**PROBLEM TO WORK ON**:
Check every line below for the string "with", and copy the lines that contain it.

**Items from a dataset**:
-----

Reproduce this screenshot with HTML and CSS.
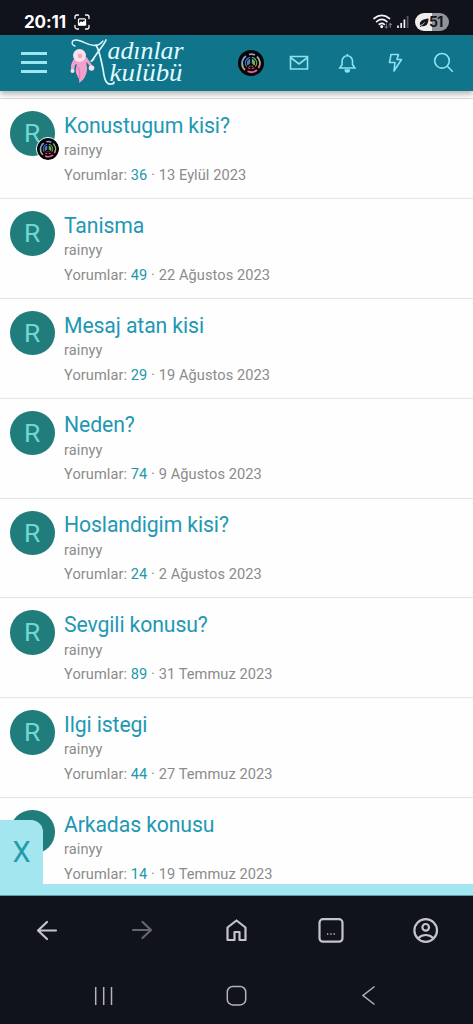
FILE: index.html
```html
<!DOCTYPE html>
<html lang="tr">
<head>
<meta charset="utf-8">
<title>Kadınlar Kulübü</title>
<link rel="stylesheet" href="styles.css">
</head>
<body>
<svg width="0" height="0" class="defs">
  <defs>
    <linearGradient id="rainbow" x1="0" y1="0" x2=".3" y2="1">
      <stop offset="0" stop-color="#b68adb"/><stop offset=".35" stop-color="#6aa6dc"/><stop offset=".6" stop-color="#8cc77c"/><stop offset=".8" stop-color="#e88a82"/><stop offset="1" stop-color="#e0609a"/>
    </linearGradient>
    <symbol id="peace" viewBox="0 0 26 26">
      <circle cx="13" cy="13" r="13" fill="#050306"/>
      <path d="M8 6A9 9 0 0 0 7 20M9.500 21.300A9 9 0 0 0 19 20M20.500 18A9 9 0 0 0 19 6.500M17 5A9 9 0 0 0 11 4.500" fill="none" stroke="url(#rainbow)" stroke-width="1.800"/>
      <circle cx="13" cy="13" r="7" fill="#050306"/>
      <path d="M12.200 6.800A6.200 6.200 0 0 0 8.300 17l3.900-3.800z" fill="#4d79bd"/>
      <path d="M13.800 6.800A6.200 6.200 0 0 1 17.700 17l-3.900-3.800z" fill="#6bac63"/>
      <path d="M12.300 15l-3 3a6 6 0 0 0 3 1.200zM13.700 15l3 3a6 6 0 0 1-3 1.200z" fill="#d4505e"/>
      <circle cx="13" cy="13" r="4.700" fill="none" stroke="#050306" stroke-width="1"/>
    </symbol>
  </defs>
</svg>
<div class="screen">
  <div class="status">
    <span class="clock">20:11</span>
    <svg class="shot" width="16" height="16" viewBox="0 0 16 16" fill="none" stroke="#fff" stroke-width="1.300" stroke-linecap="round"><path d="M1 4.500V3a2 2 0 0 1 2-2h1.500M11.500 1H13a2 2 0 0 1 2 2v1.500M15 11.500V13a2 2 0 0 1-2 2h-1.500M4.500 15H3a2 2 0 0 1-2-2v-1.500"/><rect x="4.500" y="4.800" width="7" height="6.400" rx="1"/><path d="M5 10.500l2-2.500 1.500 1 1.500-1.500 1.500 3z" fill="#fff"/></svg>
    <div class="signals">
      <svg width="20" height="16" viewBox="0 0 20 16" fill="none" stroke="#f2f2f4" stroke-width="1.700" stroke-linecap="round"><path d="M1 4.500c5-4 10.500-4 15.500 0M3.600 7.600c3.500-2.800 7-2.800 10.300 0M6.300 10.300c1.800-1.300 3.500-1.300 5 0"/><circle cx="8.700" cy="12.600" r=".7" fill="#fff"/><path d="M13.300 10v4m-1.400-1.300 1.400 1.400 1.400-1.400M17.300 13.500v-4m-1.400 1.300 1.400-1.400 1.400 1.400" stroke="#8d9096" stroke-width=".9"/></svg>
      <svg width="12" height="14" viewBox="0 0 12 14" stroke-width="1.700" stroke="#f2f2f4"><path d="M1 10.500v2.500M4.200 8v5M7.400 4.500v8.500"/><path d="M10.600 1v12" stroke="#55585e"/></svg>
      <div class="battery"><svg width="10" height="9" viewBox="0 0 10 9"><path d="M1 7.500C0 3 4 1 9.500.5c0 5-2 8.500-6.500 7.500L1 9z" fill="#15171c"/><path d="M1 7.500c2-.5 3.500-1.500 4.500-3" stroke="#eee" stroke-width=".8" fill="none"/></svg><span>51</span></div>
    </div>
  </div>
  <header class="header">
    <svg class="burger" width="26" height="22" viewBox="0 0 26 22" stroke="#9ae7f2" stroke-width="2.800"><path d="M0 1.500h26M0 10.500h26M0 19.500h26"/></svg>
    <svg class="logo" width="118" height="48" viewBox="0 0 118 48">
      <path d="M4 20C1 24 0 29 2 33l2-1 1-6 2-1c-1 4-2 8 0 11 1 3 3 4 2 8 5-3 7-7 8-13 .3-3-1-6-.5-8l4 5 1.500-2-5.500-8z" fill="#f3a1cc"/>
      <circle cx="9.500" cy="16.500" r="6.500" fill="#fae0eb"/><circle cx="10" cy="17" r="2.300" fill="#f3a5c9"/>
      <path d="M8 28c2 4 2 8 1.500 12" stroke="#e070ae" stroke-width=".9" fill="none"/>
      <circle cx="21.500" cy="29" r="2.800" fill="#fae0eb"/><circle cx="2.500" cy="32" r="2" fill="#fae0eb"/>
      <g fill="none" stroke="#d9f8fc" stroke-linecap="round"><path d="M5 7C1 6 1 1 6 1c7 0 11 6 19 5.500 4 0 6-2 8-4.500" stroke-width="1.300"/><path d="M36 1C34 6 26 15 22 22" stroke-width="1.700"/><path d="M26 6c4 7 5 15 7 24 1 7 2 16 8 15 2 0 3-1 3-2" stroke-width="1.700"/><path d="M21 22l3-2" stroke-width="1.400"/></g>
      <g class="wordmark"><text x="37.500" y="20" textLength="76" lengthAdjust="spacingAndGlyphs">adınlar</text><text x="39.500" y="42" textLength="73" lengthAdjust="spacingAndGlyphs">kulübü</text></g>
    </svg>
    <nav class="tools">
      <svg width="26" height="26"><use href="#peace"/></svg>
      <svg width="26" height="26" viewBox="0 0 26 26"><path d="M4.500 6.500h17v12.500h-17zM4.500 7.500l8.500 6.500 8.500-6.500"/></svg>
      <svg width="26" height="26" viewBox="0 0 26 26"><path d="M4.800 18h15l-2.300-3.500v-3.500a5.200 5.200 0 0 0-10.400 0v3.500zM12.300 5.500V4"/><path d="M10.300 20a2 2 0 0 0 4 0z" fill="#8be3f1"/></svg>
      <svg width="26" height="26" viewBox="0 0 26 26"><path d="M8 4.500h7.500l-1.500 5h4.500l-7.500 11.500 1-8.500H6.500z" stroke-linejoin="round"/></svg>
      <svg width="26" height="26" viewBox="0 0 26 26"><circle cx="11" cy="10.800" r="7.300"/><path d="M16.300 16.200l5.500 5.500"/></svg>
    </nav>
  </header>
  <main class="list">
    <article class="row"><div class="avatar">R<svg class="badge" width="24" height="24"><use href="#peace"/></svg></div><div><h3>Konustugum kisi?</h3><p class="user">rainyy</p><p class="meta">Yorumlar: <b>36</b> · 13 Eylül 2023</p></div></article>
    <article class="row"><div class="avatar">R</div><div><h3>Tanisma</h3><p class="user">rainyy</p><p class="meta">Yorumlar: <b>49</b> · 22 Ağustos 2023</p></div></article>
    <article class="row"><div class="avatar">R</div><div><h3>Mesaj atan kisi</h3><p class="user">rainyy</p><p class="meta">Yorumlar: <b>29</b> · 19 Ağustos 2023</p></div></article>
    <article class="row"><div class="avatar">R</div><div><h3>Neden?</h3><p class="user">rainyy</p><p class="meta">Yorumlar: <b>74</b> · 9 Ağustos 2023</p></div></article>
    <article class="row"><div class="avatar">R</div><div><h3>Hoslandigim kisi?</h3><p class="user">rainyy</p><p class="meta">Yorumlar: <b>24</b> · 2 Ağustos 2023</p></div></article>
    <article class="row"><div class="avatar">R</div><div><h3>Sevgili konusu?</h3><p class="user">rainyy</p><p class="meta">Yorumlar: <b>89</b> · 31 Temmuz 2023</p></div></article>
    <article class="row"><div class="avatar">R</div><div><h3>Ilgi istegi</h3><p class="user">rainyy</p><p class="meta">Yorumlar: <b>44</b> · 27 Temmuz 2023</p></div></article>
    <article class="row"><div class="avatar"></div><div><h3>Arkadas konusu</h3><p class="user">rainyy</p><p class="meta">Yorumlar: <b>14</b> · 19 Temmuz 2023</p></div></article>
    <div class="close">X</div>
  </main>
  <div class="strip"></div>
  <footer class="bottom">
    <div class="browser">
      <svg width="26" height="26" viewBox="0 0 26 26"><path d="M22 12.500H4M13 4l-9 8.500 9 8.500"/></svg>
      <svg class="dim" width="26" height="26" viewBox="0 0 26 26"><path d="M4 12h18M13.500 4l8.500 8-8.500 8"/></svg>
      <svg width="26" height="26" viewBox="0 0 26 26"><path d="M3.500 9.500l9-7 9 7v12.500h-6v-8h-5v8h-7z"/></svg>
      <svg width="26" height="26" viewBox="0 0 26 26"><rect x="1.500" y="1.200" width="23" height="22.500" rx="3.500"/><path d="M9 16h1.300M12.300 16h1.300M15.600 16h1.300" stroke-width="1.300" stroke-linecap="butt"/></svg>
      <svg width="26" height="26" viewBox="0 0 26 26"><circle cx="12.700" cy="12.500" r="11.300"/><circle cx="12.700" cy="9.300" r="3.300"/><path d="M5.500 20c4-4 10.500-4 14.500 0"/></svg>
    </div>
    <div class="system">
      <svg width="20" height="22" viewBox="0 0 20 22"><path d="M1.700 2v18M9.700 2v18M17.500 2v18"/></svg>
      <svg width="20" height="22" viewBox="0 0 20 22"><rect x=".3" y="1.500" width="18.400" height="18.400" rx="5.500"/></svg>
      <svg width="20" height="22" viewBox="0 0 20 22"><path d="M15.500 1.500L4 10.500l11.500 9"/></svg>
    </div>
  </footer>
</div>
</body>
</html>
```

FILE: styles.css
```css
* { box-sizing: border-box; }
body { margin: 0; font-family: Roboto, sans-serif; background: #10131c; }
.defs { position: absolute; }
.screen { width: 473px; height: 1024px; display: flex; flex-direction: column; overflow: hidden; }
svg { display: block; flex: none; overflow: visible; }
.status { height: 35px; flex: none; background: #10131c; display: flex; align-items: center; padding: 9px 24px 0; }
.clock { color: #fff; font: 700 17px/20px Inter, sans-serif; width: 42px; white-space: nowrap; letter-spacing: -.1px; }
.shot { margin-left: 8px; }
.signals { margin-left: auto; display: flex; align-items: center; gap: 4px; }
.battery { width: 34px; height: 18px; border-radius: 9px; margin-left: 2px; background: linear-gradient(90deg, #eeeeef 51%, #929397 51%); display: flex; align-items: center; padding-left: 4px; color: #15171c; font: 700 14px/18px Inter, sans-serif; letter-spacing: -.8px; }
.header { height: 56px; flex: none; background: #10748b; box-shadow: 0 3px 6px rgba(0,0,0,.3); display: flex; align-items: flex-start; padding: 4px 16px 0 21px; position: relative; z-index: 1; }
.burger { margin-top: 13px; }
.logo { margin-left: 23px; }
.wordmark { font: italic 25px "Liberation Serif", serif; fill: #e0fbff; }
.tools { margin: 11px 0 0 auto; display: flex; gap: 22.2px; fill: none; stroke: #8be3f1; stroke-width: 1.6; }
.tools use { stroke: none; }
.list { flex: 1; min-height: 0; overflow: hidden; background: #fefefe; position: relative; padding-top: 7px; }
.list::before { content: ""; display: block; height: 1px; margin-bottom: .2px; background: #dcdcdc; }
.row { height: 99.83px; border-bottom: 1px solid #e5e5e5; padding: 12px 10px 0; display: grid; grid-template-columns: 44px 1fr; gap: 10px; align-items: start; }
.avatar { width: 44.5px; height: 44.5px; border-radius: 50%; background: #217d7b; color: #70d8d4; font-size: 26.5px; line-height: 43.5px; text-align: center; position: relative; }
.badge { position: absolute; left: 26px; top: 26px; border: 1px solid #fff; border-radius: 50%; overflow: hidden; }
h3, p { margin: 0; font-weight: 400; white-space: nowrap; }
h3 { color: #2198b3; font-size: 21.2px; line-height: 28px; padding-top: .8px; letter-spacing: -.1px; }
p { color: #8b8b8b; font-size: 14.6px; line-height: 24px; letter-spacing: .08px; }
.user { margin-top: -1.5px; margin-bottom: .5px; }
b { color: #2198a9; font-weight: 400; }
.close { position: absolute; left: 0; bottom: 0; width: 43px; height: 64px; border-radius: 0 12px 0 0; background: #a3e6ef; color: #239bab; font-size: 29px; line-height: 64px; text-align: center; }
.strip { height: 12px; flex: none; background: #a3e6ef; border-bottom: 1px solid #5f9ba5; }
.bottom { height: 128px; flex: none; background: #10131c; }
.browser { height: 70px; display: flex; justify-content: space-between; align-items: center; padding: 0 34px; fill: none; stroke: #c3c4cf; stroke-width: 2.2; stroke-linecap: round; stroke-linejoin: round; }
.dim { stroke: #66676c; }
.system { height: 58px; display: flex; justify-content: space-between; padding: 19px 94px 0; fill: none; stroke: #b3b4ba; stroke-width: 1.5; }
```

-----

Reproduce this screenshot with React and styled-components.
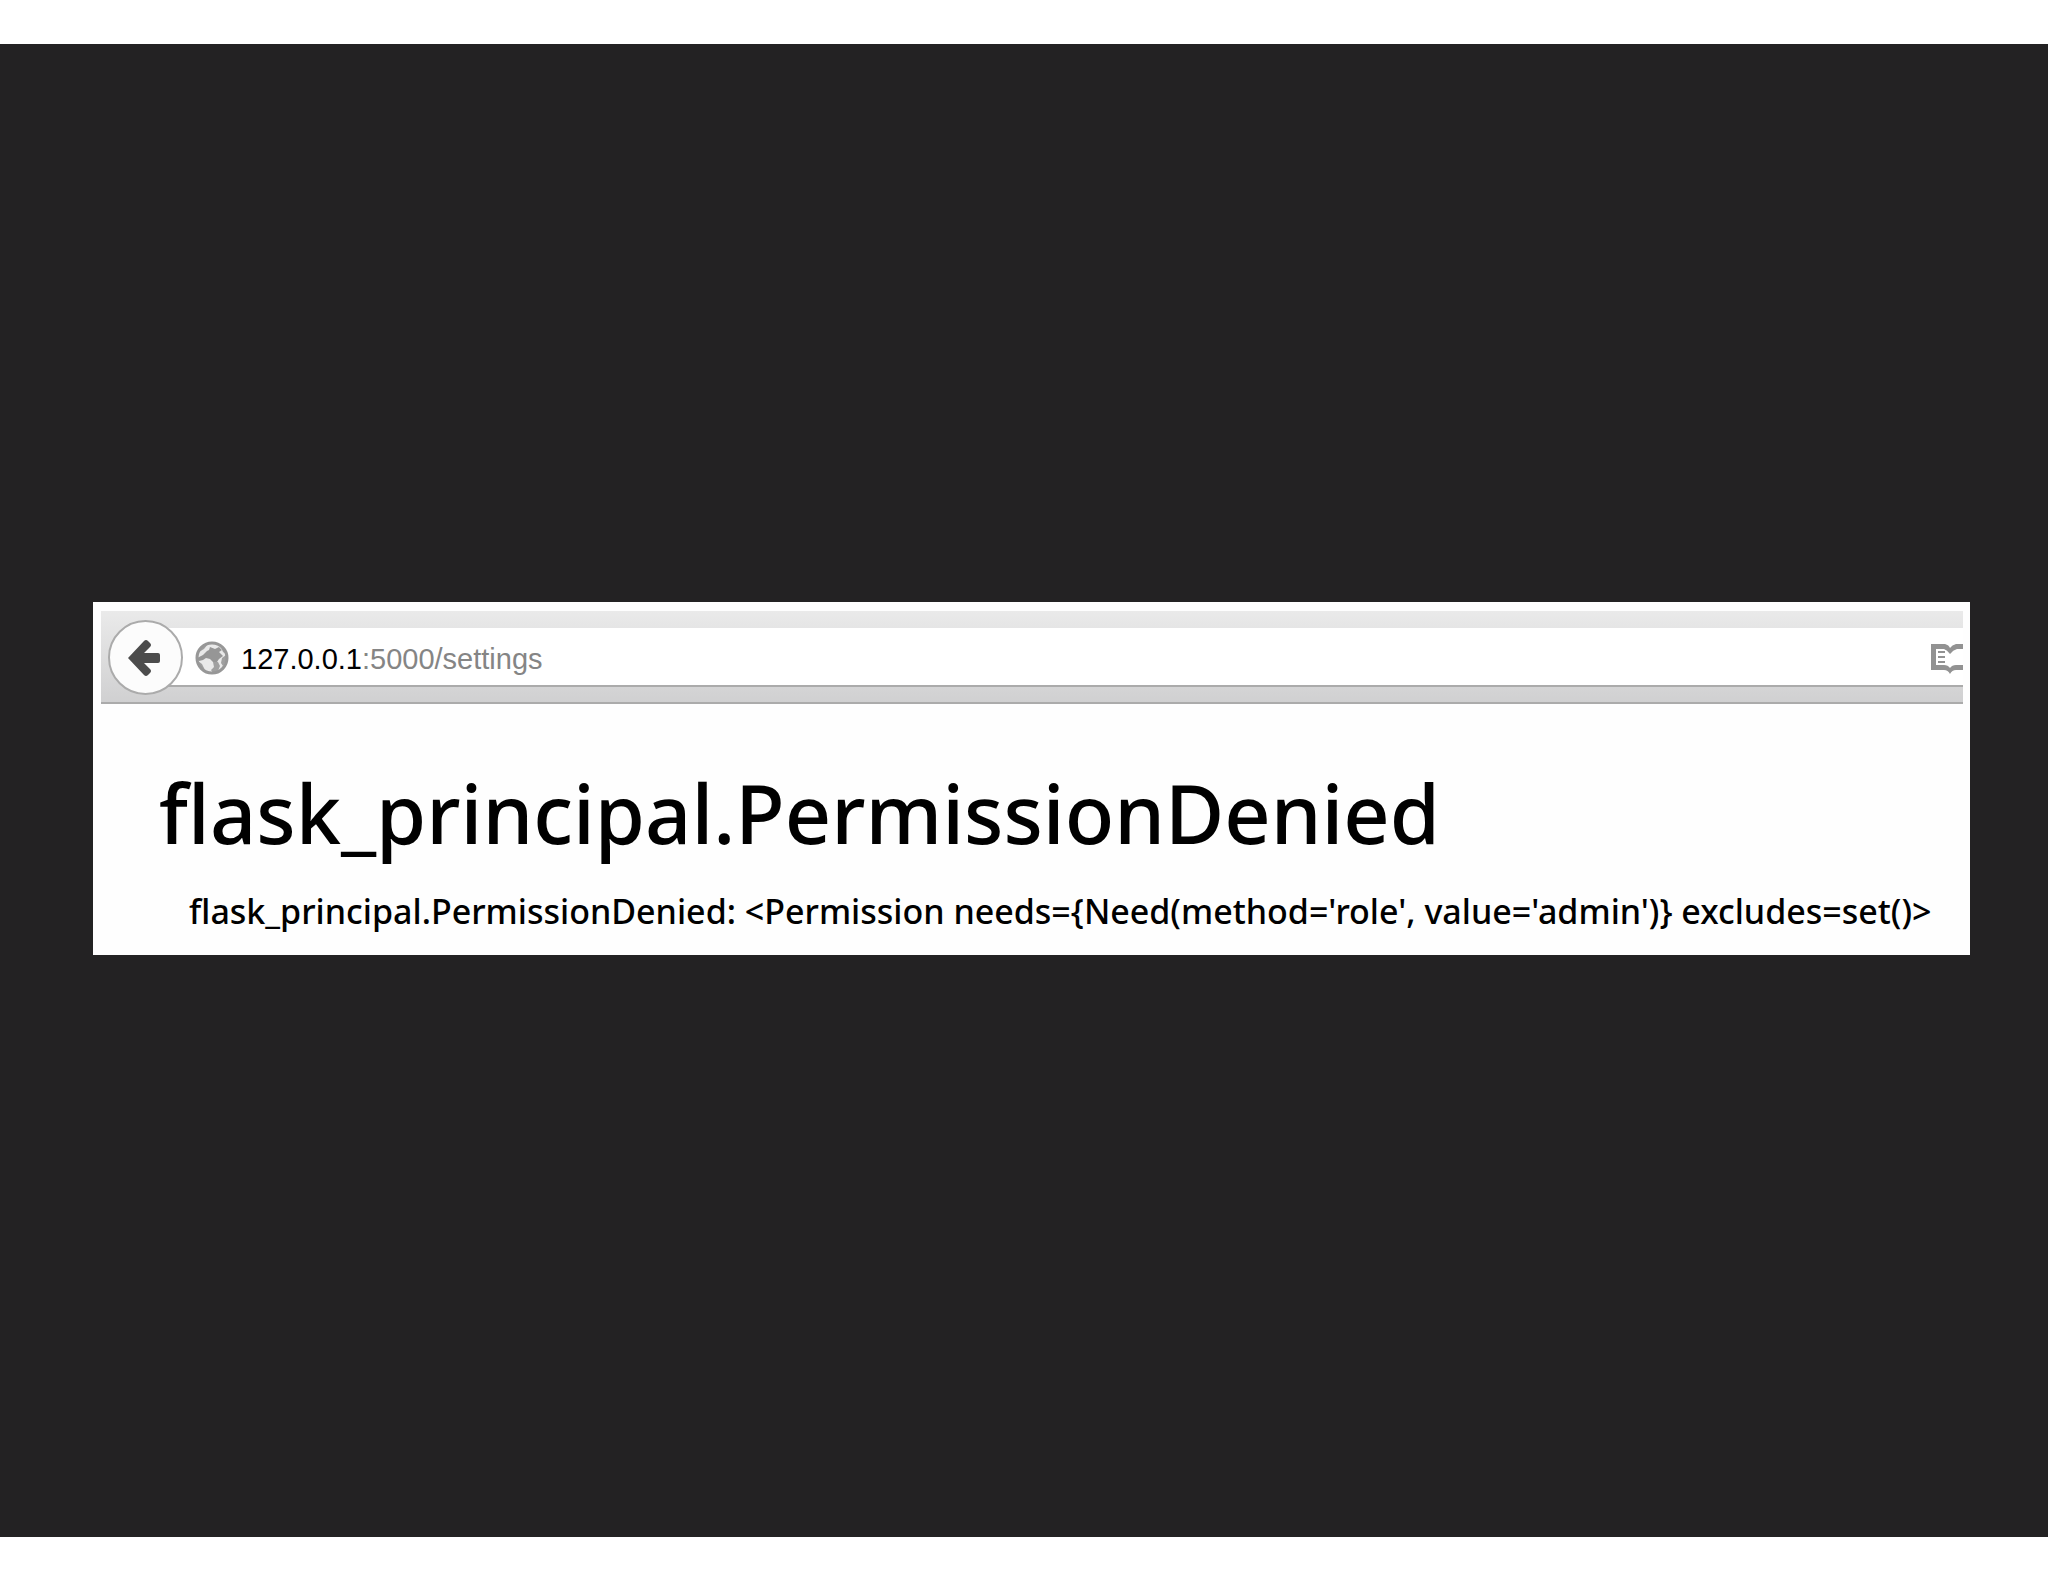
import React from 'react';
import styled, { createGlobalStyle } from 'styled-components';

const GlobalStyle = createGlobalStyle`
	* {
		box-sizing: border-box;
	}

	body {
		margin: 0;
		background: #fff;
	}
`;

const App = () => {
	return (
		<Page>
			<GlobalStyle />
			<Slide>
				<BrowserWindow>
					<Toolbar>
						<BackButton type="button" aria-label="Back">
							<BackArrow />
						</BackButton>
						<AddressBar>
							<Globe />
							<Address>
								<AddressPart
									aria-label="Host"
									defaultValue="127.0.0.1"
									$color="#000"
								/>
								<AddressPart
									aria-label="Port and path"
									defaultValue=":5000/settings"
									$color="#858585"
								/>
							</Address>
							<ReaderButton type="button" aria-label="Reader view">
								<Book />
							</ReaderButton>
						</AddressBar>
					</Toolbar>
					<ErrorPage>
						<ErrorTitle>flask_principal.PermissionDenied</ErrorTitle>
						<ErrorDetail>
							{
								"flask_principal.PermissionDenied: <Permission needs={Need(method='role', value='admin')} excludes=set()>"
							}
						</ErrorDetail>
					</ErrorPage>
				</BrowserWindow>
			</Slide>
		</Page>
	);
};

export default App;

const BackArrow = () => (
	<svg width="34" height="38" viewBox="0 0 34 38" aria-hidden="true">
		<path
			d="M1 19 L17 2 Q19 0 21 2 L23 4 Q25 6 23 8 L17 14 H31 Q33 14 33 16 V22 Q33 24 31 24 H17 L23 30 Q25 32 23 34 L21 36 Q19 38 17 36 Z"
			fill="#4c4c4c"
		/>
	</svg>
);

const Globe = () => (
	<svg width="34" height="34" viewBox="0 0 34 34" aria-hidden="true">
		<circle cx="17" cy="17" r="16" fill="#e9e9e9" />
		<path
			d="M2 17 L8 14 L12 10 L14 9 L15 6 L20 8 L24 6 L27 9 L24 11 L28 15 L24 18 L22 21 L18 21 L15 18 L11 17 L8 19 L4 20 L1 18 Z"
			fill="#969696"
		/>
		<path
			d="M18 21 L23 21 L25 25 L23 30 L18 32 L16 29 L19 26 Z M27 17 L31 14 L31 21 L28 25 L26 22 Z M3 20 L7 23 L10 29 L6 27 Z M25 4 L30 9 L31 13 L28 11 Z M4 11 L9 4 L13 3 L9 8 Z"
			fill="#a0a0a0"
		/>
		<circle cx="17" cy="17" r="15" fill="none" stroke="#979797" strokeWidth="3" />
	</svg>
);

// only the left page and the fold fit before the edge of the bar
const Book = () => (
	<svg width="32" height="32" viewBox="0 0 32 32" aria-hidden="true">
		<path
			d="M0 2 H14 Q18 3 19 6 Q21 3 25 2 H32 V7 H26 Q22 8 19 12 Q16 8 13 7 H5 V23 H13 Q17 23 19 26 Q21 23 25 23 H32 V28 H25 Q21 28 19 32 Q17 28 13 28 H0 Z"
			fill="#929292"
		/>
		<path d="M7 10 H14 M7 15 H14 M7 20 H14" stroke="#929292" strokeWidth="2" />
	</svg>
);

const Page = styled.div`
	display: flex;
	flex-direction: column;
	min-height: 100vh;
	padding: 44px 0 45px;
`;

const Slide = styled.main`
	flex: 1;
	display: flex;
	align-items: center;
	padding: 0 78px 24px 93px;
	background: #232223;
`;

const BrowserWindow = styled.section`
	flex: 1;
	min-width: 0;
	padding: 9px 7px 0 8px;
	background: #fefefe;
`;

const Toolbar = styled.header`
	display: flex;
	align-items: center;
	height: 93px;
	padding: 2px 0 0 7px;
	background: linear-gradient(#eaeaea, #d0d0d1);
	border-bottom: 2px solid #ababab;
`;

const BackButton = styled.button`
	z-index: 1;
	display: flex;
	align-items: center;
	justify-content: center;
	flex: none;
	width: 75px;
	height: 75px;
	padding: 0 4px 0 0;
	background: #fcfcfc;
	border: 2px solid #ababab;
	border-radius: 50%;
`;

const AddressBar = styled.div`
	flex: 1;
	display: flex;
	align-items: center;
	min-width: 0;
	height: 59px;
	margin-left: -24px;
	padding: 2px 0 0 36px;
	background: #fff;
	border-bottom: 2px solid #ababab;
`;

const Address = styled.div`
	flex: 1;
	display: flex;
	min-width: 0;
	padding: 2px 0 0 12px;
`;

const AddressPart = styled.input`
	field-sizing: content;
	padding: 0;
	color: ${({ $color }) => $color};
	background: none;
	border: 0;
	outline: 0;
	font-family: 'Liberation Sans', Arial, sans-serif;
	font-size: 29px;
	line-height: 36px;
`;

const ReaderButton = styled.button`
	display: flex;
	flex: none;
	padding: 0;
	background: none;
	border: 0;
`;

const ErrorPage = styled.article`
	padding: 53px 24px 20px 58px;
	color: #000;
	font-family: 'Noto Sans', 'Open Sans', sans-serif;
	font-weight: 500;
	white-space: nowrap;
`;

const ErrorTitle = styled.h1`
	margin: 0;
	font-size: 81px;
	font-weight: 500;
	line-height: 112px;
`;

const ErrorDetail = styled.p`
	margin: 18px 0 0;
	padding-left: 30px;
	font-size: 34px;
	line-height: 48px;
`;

-----

**RESPONSE TO THIS EXERCISE**:
Reproduce this screenshot with HTML and CSS.
Reproduce this screenshot with React and styled-components.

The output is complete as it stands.